Your goal -> Below is some material; set it all down exactly, apart from the pictures.
»»
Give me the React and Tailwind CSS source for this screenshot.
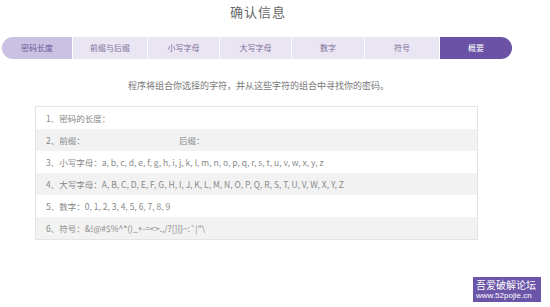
import React from 'react';

const TABS = ['密码长度', '前缀与后缀', '小写字母', '大写字母', '数字', '符号', '概要'];
const WIDTHS = ['w-[71px]', 'w-[75px]', 'w-[72px]', 'w-[72px]', 'w-[73px]', 'w-[75px]', 'w-[72px]'];

const lower = 'a, b, c, d, e, f, g, h, i, j, k, l, m, n, o, p, q, r, s, t, u, v, w, x, y, z';
const upper = 'A, B, C, D, E, F, G, H, I, J, K, L, M, N, O, P, Q, R, S, T, U, V, W, X, Y, Z';

const Row = ({ gray, children }) => (
    <div className={`h-[22px] flex items-center pl-[10px] ${gray ? 'bg-[#f2f2f2]' : 'bg-white'}`}>
        {children}
    </div>
);

export default function App() {
    return (
        <div
            className="relative w-[550px] h-[307px] bg-white overflow-hidden text-[#777]"
            style={{ fontFamily: '"Noto Sans CJK SC", "Liberation Sans", sans-serif' }}
        >
            {/* Title */}
            <div className="pt-[3px] h-[37px] pl-[230px] text-[13px] leading-[18px] tracking-[1px] text-[#666]">确认信息</div>

            {/* Tabs */}
            <div className="flex ml-[2px] h-[22px]">
                {TABS.map((t, i) => {
                    const first = i === 0;
                    const last = i === TABS.length - 1;
                    return (
                        <div
                            key={t}
                            className={`${WIDTHS[i]} flex items-center justify-center text-[8px] ${last ? 'border-r-0' : 'border-r border-white'}
                                ${first ? 'bg-[#cbc1e3] rounded-l-full text-[#6a5a98]' : last ? 'bg-[#6b52a6] rounded-r-full text-white' : 'bg-[#e9e5f3] text-[#7c7096]'}`}
                        >
                            {t}
                        </div>
                    );
                })}
            </div>

            {/* Subtitle */}
            <div className="mt-[21px] pl-[128px] text-[9px] leading-[12px] text-[#777]">
                程序将组合你选择的字符，并从这些字符的组合中寻找你的密码。
            </div>

            {/* Summary table */}
            <div className="mt-[14px] ml-[35px] w-[443px] border border-[#e4e4e4] text-[8.5px] text-[#888] flex flex-col">
                <Row>1、密码的长度：</Row>
                <Row gray>
                    <span className="w-[133px]">2、前缀：</span>
                    <span>后缀：</span>
                </Row>
                <Row>3、小写字母：{lower}</Row>
                <Row gray>4、大写字母：{upper}</Row>
                <Row>5、数字：0, 1, 2, 3, 4, 5, 6, 7, 8, 9</Row>
                <Row gray>6、符号：&amp;!@#$%^*()_+-=&lt;&gt;.,/?[]{'{}'}~:`|"\</Row>
            </div>

            {/* Watermark */}
            <div className="absolute left-[473px] top-[277px] w-[68px] h-[25px] bg-[#6b55a8] flex flex-col items-start justify-center pl-[3px]">
                <span className="text-[10px] leading-[13px] text-white whitespace-nowrap">吾爱破解论坛</span>
                <span className="text-[8px] leading-[10px] text-white whitespace-nowrap" style={{ fontFamily: '"Liberation Sans", sans-serif' }}>www.52pojie.cn</span>
            </div>
        </div>
    );
}
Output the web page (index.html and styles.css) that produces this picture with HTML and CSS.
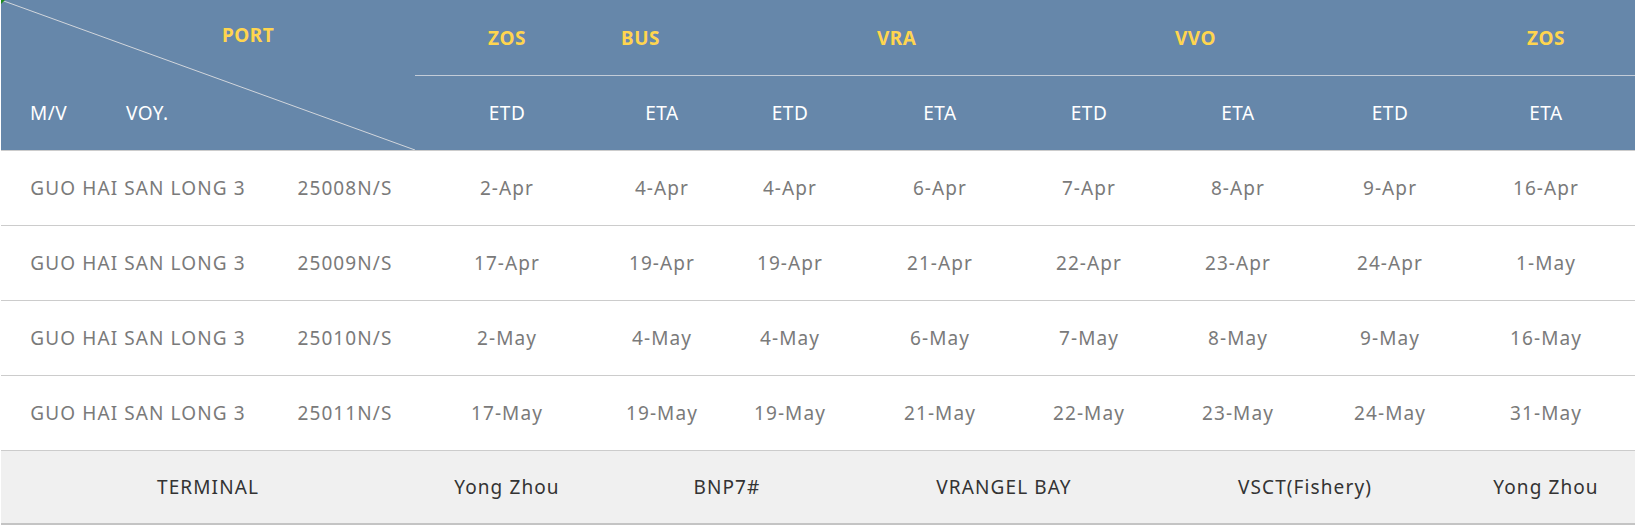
««
Response to the exercise ->
Give me the React and Tailwind CSS source for this screenshot.
import React from 'react';

const TABS = ['密码长度', '前缀与后缀', '小写字母', '大写字母', '数字', '符号', '概要'];
const WIDTHS = ['w-[71px]', 'w-[75px]', 'w-[72px]', 'w-[72px]', 'w-[73px]', 'w-[75px]', 'w-[72px]'];

const lower = 'a, b, c, d, e, f, g, h, i, j, k, l, m, n, o, p, q, r, s, t, u, v, w, x, y, z';
const upper = 'A, B, C, D, E, F, G, H, I, J, K, L, M, N, O, P, Q, R, S, T, U, V, W, X, Y, Z';

const Row = ({ gray, children }) => (
    <div className={`h-[22px] flex items-center pl-[10px] ${gray ? 'bg-[#f2f2f2]' : 'bg-white'}`}>
        {children}
    </div>
);

export default function App() {
    return (
        <div
            className="relative w-[550px] h-[307px] bg-white overflow-hidden text-[#777]"
            style={{ fontFamily: '"Noto Sans CJK SC", "Liberation Sans", sans-serif' }}
        >
            {/* Title */}
            <div className="pt-[3px] h-[37px] pl-[230px] text-[13px] leading-[18px] tracking-[1px] text-[#666]">确认信息</div>

            {/* Tabs */}
            <div className="flex ml-[2px] h-[22px]">
                {TABS.map((t, i) => {
                    const first = i === 0;
                    const last = i === TABS.length - 1;
                    return (
                        <div
                            key={t}
                            className={`${WIDTHS[i]} flex items-center justify-center text-[8px] ${last ? 'border-r-0' : 'border-r border-white'}
                                ${first ? 'bg-[#cbc1e3] rounded-l-full text-[#6a5a98]' : last ? 'bg-[#6b52a6] rounded-r-full text-white' : 'bg-[#e9e5f3] text-[#7c7096]'}`}
                        >
                            {t}
                        </div>
                    );
                })}
            </div>

            {/* Subtitle */}
            <div className="mt-[21px] pl-[128px] text-[9px] leading-[12px] text-[#777]">
                程序将组合你选择的字符，并从这些字符的组合中寻找你的密码。
            </div>

            {/* Summary table */}
            <div className="mt-[14px] ml-[35px] w-[443px] border border-[#e4e4e4] text-[8.5px] text-[#888] flex flex-col">
                <Row>1、密码的长度：</Row>
                <Row gray>
                    <span className="w-[133px]">2、前缀：</span>
                    <span>后缀：</span>
                </Row>
                <Row>3、小写字母：{lower}</Row>
                <Row gray>4、大写字母：{upper}</Row>
                <Row>5、数字：0, 1, 2, 3, 4, 5, 6, 7, 8, 9</Row>
                <Row gray>6、符号：&amp;!@#$%^*()_+-=&lt;&gt;.,/?[]{'{}'}~:`|"\</Row>
            </div>

            {/* Watermark */}
            <div className="absolute left-[473px] top-[277px] w-[68px] h-[25px] bg-[#6b55a8] flex flex-col items-start justify-center pl-[3px]">
                <span className="text-[10px] leading-[13px] text-white whitespace-nowrap">吾爱破解论坛</span>
                <span className="text-[8px] leading-[10px] text-white whitespace-nowrap" style={{ fontFamily: '"Liberation Sans", sans-serif' }}>www.52pojie.cn</span>
            </div>
        </div>
    );
}
Output the web page (index.html and styles.css) that produces this picture with HTML and CSS.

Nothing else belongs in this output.